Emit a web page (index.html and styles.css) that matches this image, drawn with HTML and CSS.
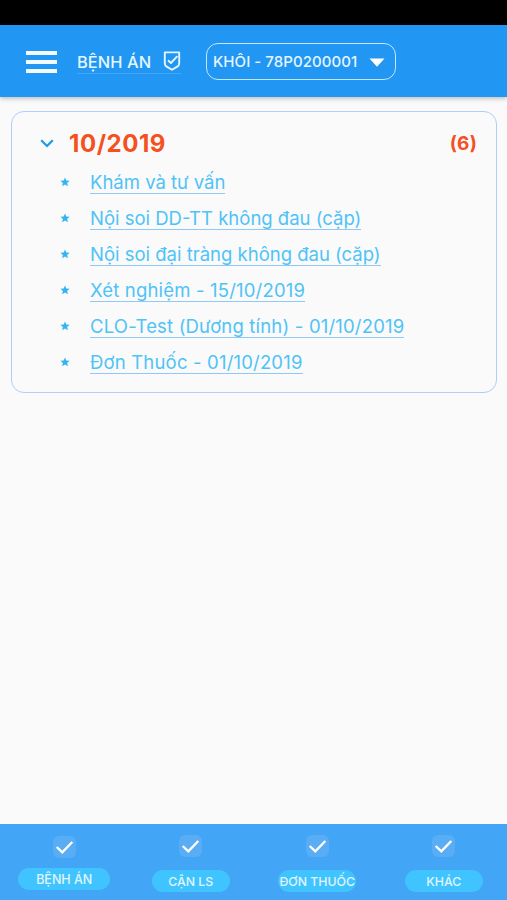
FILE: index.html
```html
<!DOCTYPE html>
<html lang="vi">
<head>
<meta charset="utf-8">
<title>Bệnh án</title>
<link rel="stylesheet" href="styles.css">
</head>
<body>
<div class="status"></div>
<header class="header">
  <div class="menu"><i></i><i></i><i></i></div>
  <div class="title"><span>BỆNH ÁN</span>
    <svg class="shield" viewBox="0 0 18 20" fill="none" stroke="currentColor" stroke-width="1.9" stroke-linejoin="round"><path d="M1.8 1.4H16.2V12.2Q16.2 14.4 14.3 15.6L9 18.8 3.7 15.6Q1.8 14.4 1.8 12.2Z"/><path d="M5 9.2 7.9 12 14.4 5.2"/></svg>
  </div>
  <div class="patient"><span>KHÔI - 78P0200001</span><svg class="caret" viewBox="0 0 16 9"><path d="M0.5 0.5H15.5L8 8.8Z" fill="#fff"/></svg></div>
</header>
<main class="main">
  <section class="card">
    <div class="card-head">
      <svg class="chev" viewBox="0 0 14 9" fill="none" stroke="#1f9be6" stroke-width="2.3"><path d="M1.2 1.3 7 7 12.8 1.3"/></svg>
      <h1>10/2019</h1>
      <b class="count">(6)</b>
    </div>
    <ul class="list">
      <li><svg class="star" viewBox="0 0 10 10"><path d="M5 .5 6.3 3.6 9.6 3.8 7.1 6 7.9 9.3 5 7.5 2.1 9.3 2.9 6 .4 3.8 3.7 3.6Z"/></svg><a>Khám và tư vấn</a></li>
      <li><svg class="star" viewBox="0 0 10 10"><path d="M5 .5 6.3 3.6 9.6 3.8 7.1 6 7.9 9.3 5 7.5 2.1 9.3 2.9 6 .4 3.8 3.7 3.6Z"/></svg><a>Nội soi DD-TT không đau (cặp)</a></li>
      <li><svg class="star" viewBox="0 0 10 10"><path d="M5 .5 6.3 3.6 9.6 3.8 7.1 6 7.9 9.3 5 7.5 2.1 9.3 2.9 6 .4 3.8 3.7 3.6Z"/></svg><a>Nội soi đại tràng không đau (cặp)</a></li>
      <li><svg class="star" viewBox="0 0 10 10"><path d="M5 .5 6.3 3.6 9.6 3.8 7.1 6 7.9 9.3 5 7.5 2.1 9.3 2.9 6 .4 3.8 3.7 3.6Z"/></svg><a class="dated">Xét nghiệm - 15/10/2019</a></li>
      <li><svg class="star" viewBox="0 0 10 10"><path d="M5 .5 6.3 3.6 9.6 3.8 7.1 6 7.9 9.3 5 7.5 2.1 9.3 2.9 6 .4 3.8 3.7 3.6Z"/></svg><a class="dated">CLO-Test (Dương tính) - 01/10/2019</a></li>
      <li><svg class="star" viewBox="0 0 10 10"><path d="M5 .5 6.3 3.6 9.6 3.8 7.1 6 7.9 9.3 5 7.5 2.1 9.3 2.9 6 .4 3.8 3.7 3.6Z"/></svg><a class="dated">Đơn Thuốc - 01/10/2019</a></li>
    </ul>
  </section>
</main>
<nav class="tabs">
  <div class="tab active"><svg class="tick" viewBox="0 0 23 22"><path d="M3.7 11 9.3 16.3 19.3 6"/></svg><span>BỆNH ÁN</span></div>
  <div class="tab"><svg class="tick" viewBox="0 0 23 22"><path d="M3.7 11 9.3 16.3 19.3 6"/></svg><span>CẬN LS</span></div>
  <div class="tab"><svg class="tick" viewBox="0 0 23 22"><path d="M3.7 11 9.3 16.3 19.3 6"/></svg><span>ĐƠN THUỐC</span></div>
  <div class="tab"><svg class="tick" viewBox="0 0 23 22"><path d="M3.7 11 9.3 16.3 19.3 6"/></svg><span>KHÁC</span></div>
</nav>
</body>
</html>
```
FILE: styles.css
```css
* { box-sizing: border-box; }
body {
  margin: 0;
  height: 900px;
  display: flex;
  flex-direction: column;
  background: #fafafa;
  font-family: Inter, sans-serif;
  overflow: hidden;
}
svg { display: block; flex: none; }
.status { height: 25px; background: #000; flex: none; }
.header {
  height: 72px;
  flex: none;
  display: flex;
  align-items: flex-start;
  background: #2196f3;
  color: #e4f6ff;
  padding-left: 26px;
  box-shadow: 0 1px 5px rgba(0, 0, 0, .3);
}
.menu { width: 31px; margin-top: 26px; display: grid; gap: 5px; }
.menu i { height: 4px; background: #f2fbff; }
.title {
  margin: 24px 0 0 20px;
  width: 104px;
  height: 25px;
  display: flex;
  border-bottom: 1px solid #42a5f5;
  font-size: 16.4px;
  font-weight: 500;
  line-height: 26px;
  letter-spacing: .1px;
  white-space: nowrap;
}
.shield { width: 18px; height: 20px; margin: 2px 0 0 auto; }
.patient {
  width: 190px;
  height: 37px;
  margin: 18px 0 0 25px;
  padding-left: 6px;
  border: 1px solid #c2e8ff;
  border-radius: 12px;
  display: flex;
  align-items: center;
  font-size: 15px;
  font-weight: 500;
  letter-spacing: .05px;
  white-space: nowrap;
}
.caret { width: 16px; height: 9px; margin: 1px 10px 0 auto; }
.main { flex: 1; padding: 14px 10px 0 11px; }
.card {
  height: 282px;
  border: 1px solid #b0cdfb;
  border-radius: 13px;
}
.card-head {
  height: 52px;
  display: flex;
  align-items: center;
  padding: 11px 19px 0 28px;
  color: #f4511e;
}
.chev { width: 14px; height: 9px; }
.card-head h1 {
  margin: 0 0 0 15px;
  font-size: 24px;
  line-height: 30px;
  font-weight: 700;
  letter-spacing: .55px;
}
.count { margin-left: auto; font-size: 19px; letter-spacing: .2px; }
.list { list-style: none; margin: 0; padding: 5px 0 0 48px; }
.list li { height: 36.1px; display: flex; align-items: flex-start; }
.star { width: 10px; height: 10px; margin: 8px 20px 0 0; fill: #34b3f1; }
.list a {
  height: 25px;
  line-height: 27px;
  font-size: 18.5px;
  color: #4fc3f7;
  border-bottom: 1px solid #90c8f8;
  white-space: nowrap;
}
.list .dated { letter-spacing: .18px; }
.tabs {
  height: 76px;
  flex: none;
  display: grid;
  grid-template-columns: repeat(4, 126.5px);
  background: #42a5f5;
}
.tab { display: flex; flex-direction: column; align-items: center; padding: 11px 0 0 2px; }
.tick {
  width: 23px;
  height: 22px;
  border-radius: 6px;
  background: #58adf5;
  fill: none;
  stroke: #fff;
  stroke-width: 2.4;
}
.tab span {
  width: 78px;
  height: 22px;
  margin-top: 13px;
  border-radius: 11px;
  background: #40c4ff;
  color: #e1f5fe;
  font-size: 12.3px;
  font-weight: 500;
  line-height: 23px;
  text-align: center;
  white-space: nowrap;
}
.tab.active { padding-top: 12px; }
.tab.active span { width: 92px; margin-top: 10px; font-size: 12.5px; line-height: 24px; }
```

════════════════════

GIVEN TASK: Repeat verbatim all the material, but not the pictures.

OUTPUT OF THE TASK:
Emit a web page (index.html and styles.css) that matches this image, drawn with HTML and CSS.
FILE: index.html
```html
<!DOCTYPE html>
<html lang="vi">
<head>
<meta charset="utf-8">
<title>Bệnh án</title>
<link rel="stylesheet" href="styles.css">
</head>
<body>
<div class="status"></div>
<header class="header">
  <div class="menu"><i></i><i></i><i></i></div>
  <div class="title"><span>BỆNH ÁN</span>
    <svg class="shield" viewBox="0 0 18 20" fill="none" stroke="currentColor" stroke-width="1.9" stroke-linejoin="round"><path d="M1.8 1.4H16.2V12.2Q16.2 14.4 14.3 15.6L9 18.8 3.7 15.6Q1.8 14.4 1.8 12.2Z"/><path d="M5 9.2 7.9 12 14.4 5.2"/></svg>
  </div>
  <div class="patient"><span>KHÔI - 78P0200001</span><svg class="caret" viewBox="0 0 16 9"><path d="M0.5 0.5H15.5L8 8.8Z" fill="#fff"/></svg></div>
</header>
<main class="main">
  <section class="card">
    <div class="card-head">
      <svg class="chev" viewBox="0 0 14 9" fill="none" stroke="#1f9be6" stroke-width="2.3"><path d="M1.2 1.3 7 7 12.8 1.3"/></svg>
      <h1>10/2019</h1>
      <b class="count">(6)</b>
    </div>
    <ul class="list">
      <li><svg class="star" viewBox="0 0 10 10"><path d="M5 .5 6.3 3.6 9.6 3.8 7.1 6 7.9 9.3 5 7.5 2.1 9.3 2.9 6 .4 3.8 3.7 3.6Z"/></svg><a>Khám và tư vấn</a></li>
      <li><svg class="star" viewBox="0 0 10 10"><path d="M5 .5 6.3 3.6 9.6 3.8 7.1 6 7.9 9.3 5 7.5 2.1 9.3 2.9 6 .4 3.8 3.7 3.6Z"/></svg><a>Nội soi DD-TT không đau (cặp)</a></li>
      <li><svg class="star" viewBox="0 0 10 10"><path d="M5 .5 6.3 3.6 9.6 3.8 7.1 6 7.9 9.3 5 7.5 2.1 9.3 2.9 6 .4 3.8 3.7 3.6Z"/></svg><a>Nội soi đại tràng không đau (cặp)</a></li>
      <li><svg class="star" viewBox="0 0 10 10"><path d="M5 .5 6.3 3.6 9.6 3.8 7.1 6 7.9 9.3 5 7.5 2.1 9.3 2.9 6 .4 3.8 3.7 3.6Z"/></svg><a class="dated">Xét nghiệm - 15/10/2019</a></li>
      <li><svg class="star" viewBox="0 0 10 10"><path d="M5 .5 6.3 3.6 9.6 3.8 7.1 6 7.9 9.3 5 7.5 2.1 9.3 2.9 6 .4 3.8 3.7 3.6Z"/></svg><a class="dated">CLO-Test (Dương tính) - 01/10/2019</a></li>
      <li><svg class="star" viewBox="0 0 10 10"><path d="M5 .5 6.3 3.6 9.6 3.8 7.1 6 7.9 9.3 5 7.5 2.1 9.3 2.9 6 .4 3.8 3.7 3.6Z"/></svg><a class="dated">Đơn Thuốc - 01/10/2019</a></li>
    </ul>
  </section>
</main>
<nav class="tabs">
  <div class="tab active"><svg class="tick" viewBox="0 0 23 22"><path d="M3.7 11 9.3 16.3 19.3 6"/></svg><span>BỆNH ÁN</span></div>
  <div class="tab"><svg class="tick" viewBox="0 0 23 22"><path d="M3.7 11 9.3 16.3 19.3 6"/></svg><span>CẬN LS</span></div>
  <div class="tab"><svg class="tick" viewBox="0 0 23 22"><path d="M3.7 11 9.3 16.3 19.3 6"/></svg><span>ĐƠN THUỐC</span></div>
  <div class="tab"><svg class="tick" viewBox="0 0 23 22"><path d="M3.7 11 9.3 16.3 19.3 6"/></svg><span>KHÁC</span></div>
</nav>
</body>
</html>
```
FILE: styles.css
```css
* { box-sizing: border-box; }
body {
  margin: 0;
  height: 900px;
  display: flex;
  flex-direction: column;
  background: #fafafa;
  font-family: Inter, sans-serif;
  overflow: hidden;
}
svg { display: block; flex: none; }
.status { height: 25px; background: #000; flex: none; }
.header {
  height: 72px;
  flex: none;
  display: flex;
  align-items: flex-start;
  background: #2196f3;
  color: #e4f6ff;
  padding-left: 26px;
  box-shadow: 0 1px 5px rgba(0, 0, 0, .3);
}
.menu { width: 31px; margin-top: 26px; display: grid; gap: 5px; }
.menu i { height: 4px; background: #f2fbff; }
.title {
  margin: 24px 0 0 20px;
  width: 104px;
  height: 25px;
  display: flex;
  border-bottom: 1px solid #42a5f5;
  font-size: 16.4px;
  font-weight: 500;
  line-height: 26px;
  letter-spacing: .1px;
  white-space: nowrap;
}
.shield { width: 18px; height: 20px; margin: 2px 0 0 auto; }
.patient {
  width: 190px;
  height: 37px;
  margin: 18px 0 0 25px;
  padding-left: 6px;
  border: 1px solid #c2e8ff;
  border-radius: 12px;
  display: flex;
  align-items: center;
  font-size: 15px;
  font-weight: 500;
  letter-spacing: .05px;
  white-space: nowrap;
}
.caret { width: 16px; height: 9px; margin: 1px 10px 0 auto; }
.main { flex: 1; padding: 14px 10px 0 11px; }
.card {
  height: 282px;
  border: 1px solid #b0cdfb;
  border-radius: 13px;
}
.card-head {
  height: 52px;
  display: flex;
  align-items: center;
  padding: 11px 19px 0 28px;
  color: #f4511e;
}
.chev { width: 14px; height: 9px; }
.card-head h1 {
  margin: 0 0 0 15px;
  font-size: 24px;
  line-height: 30px;
  font-weight: 700;
  letter-spacing: .55px;
}
.count { margin-left: auto; font-size: 19px; letter-spacing: .2px; }
.list { list-style: none; margin: 0; padding: 5px 0 0 48px; }
.list li { height: 36.1px; display: flex; align-items: flex-start; }
.star { width: 10px; height: 10px; margin: 8px 20px 0 0; fill: #34b3f1; }
.list a {
  height: 25px;
  line-height: 27px;
  font-size: 18.5px;
  color: #4fc3f7;
  border-bottom: 1px solid #90c8f8;
  white-space: nowrap;
}
.list .dated { letter-spacing: .18px; }
.tabs {
  height: 76px;
  flex: none;
  display: grid;
  grid-template-columns: repeat(4, 126.5px);
  background: #42a5f5;
}
.tab { display: flex; flex-direction: column; align-items: center; padding: 11px 0 0 2px; }
.tick {
  width: 23px;
  height: 22px;
  border-radius: 6px;
  background: #58adf5;
  fill: none;
  stroke: #fff;
  stroke-width: 2.4;
}
.tab span {
  width: 78px;
  height: 22px;
  margin-top: 13px;
  border-radius: 11px;
  background: #40c4ff;
  color: #e1f5fe;
  font-size: 12.3px;
  font-weight: 500;
  line-height: 23px;
  text-align: center;
  white-space: nowrap;
}
.tab.active { padding-top: 12px; }
.tab.active span { width: 92px; margin-top: 10px; font-size: 12.5px; line-height: 24px; }
```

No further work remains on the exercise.